Englishman Stuart Broad played for the team in the summer of 2004-05, and went on to play first-class cricket for Leicestershire, the England U-19 team in 2005 and England A in 2006. Broad played his first One Day International for England against Pakistan in 2006 and made his Test debut against Sri Lanka in 2007. He has recently succeeded in Test cricket by taking his 500th Test match wicket in the 2020 Test series between England and West Indies.

Englishman Matthew Boyce, who also represented Leicestershire recently against Pakistan played for the club in its 2003-04 season.
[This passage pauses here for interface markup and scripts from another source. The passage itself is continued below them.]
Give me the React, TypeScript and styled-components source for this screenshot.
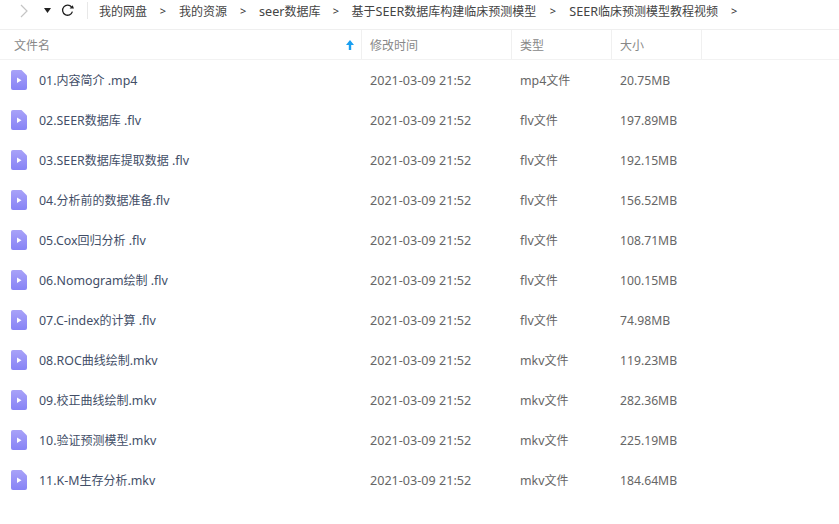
import * as React from 'react';
import styled, { createGlobalStyle } from 'styled-components';

const GlobalStyle = createGlobalStyle`
  html, body {
    margin: 0;
    padding: 0;
    background: #fff;
  }
  body {
    font-family: "Noto Sans", "Noto Sans CJK SC", sans-serif;
    font-size: 12px;
    overflow: hidden;
  }
`;

const Page = styled.div`
  width: 839px;
  height: 524px;
  overflow: hidden;
`;

const Toolbar = styled.div`
  display: flex;
  align-items: flex-start;
  height: 30px;
  padding-top: 2px;
  box-sizing: border-box;
  border-bottom: 1px solid #efefef;
  color: #424e67;
`;

const NavIcons = styled.div`
  display: flex;
  align-items: center;
  width: 88px;
  height: 17px;
  padding-left: 20px;
  box-sizing: border-box;
  border-right: 1px solid #e8e8e8;
`;

const DropArrow = styled.svg`
  margin-left: 16px;
`;

const Refresh = styled.svg`
  margin-left: 10px;
`;

const Crumbs = styled.div`
  display: flex;
  align-items: center;
  height: 17px;
  padding-left: 11px;
`;

const Crumb = styled.span`
  color: #444;
  white-space: pre;
`;

const Sep = styled.span<{ $w: number }>`
  color: #333;
  width: ${(p) => p.$w}px;
  text-align: center;
  font-size: 11px;
  flex: none;
`;

const HeaderRow = styled.div`
  display: flex;
  height: 30px;
  box-sizing: border-box;
  border-bottom: 1px solid #f2f2f2;
`;

const HeadCell = styled.div<{ $w: number }>`
  width: ${(p) => p.$w}px;
  box-sizing: border-box;
  display: flex;
  align-items: center;
  justify-content: space-between;
  padding: 0 7px 0 8px;
  border-right: 1px solid #f0f0f0;
  color: #888;
  flex: none;

  &:first-child {
    padding-left: 14px;
  }
`;

const Row = styled.div`
  display: flex;
  align-items: center;
  height: 40px;
  color: #666;
`;

const NameCell = styled.div`
  width: 362px;
  flex: none;
  display: flex;
  align-items: center;
  padding-left: 11px;
  box-sizing: border-box;
  color: #424e67;
`;

const FileName = styled.span`
  margin-left: 12px;
  white-space: pre;
`;

const Cell = styled.div<{ $w: number }>`
  width: ${(p) => p.$w}px;
  flex: none;
  padding-left: 8px;
  box-sizing: border-box;
  white-space: pre;
`;

// the latin glyphs of the original font run wider than Noto Sans at 12px
const Latin = styled.span`
  font-size: 12.6px;
`;

const FileLatin = styled.span`
  font-size: 12.4px;
`;

const SizeText = styled.span`
  font-size: 12.2px;
`;

function Mixed({ text, as: Part = Latin }: { text: string; as?: typeof Latin }) {
  const parts = text.match(/[\u4e00-\u9fff]+|[^\u4e00-\u9fff]+/g) || [];
  return (
    <>
      {parts.map((part, i) =>
        /[\u4e00-\u9fff]/.test(part) ? (
          <span key={i}>{part}</span>
        ) : (
          <Part key={i}>{part}</Part>
        ),
      )}
    </>
  );
}

const files = [
  ['01.内容简介 .mp4', 'mp4文件', '20.75MB'],
  ['02.SEER数据库 .flv', 'flv文件', '197.89MB'],
  ['03.SEER数据库提取数据 .flv', 'flv文件', '192.15MB'],
  ['04.分析前的数据准备.flv', 'flv文件', '156.52MB'],
  ['05.Cox回归分析 .flv', 'flv文件', '108.71MB'],
  ['06.Nomogram绘制 .flv', 'flv文件', '100.15MB'],
  ['07.C-index的计算 .flv', 'flv文件', '74.98MB'],
  ['08.ROC曲线绘制.mkv', 'mkv文件', '119.23MB'],
  ['09.校正曲线绘制.mkv', 'mkv文件', '282.36MB'],
  ['10.验证预测模型.mkv', 'mkv文件', '225.19MB'],
  ['11.K-M生存分析.mkv', 'mkv文件', '184.64MB'],
];

const crumbs: [string, number][] = [
  ['我的网盘', 32],
  ['我的资源', 32],
  ['seer数据库', 31],
  ['基于SEER数据库构建临床预测模型', 33],
  ['SEER临床预测模型教程视频', 32],
];

function VideoIcon() {
  return (
    <svg width="16" height="20" viewBox="0 0 16 20">
      <defs>
        <linearGradient id="vid" x1="0" y1="0" x2="0" y2="1">
          <stop offset="0" stopColor="#a8a2f8" />
          <stop offset="1" stopColor="#8783f6" />
        </linearGradient>
      </defs>
      <path
        d="M2 0H10.5L16 5.5V18a2 2 0 0 1-2 2H2a2 2 0 0 1-2-2V2a2 2 0 0 1 2-2Z"
        fill="url(#vid)"
      />
      <path d="M6 7.5L10.5 10.25L6 13Z" fill="#fff" />
    </svg>
  );
}

export default function App() {
  return (
    <Page>
      <GlobalStyle />
      <Toolbar>
        <NavIcons>
          <svg width="8" height="14" viewBox="0 0 8 14">
            <path d="M1 1L7 7L1 13" fill="none" stroke="#c4c4c4" strokeWidth="1.2" />
          </svg>
          <DropArrow width="7" height="5" viewBox="0 0 7 5">
            <path d="M0 0H7L3.5 5Z" fill="#222" />
          </DropArrow>
          <Refresh width="13" height="13" viewBox="0 0 13 13">
            <path
              d="M10.6 3.2A5 5 0 1 0 11.4 7.6"
              fill="none"
              stroke="#222"
              strokeWidth="1.3"
            />
            <path d="M8.6 4.6H13L11.6 1.2Z" fill="#222" />
          </Refresh>
        </NavIcons>
        <Crumbs>
          {crumbs.map(([label, w]) => (
            <React.Fragment key={label}>
              <Crumb>
                <Mixed text={label} />
              </Crumb>
              <Sep $w={w}>&gt;</Sep>
            </React.Fragment>
          ))}
        </Crumbs>
      </Toolbar>
      <HeaderRow>
        <HeadCell $w={362}>
          文件名
          <svg width="8" height="10" viewBox="0 0 8 10">
            <path d="M4 0L8 5H5.2V10H2.8V5H0Z" fill="#1a9ff0" />
          </svg>
        </HeadCell>
        <HeadCell $w={150}>修改时间</HeadCell>
        <HeadCell $w={100}>类型</HeadCell>
        <HeadCell $w={90}>大小</HeadCell>
      </HeaderRow>
      {files.map(([name, type, size]) => (
        <Row key={name}>
          <NameCell>
            <VideoIcon />
            <FileName>
              <Mixed text={name} as={FileLatin} />
            </FileName>
          </NameCell>
          <Cell $w={150}>
            <Latin>2021-03-09 21:52</Latin>
          </Cell>
          <Cell $w={100}>
            <Mixed text={type} as={FileLatin} />
          </Cell>
          <Cell $w={90}>
            <SizeText>{size}</SizeText>
          </Cell>
        </Row>
      ))}
    </Page>
  );
}
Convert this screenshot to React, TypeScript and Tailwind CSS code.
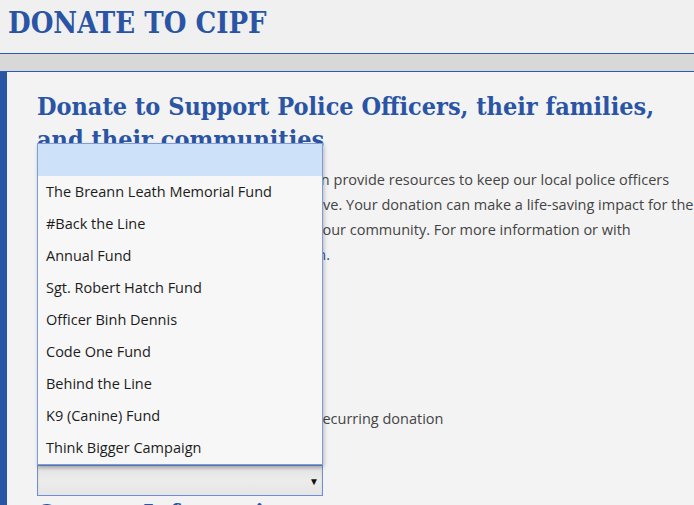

Hoppers Crossing is also the home club of Fawad Ahmed. Fawad played brilliantly during his time at the Cats including taking two 8 wicket hauls. He made his international debut in a T20 against England on the 29th of August, 2013. He then made his ODI debut in a match against Scotland five days later. Ahmed has also had massive success playing with Victoria in the Australian domestic one-day cup and the 4-day Sheffield Shield competition. The leg-spinner won three Shield titles in a row from 2014/15 to 2016/17.

==Current Teams==
Currently the club fields four senior turf sides in the VSDCA, one senior turf side in the VTCA plus an Under 18 team in the same association. They also have ten junior sides in the WRJCA, a senior women's synthetic team in the NWMCA and an Over 50s veteran's team in the Veterans Cricket Victoria competition.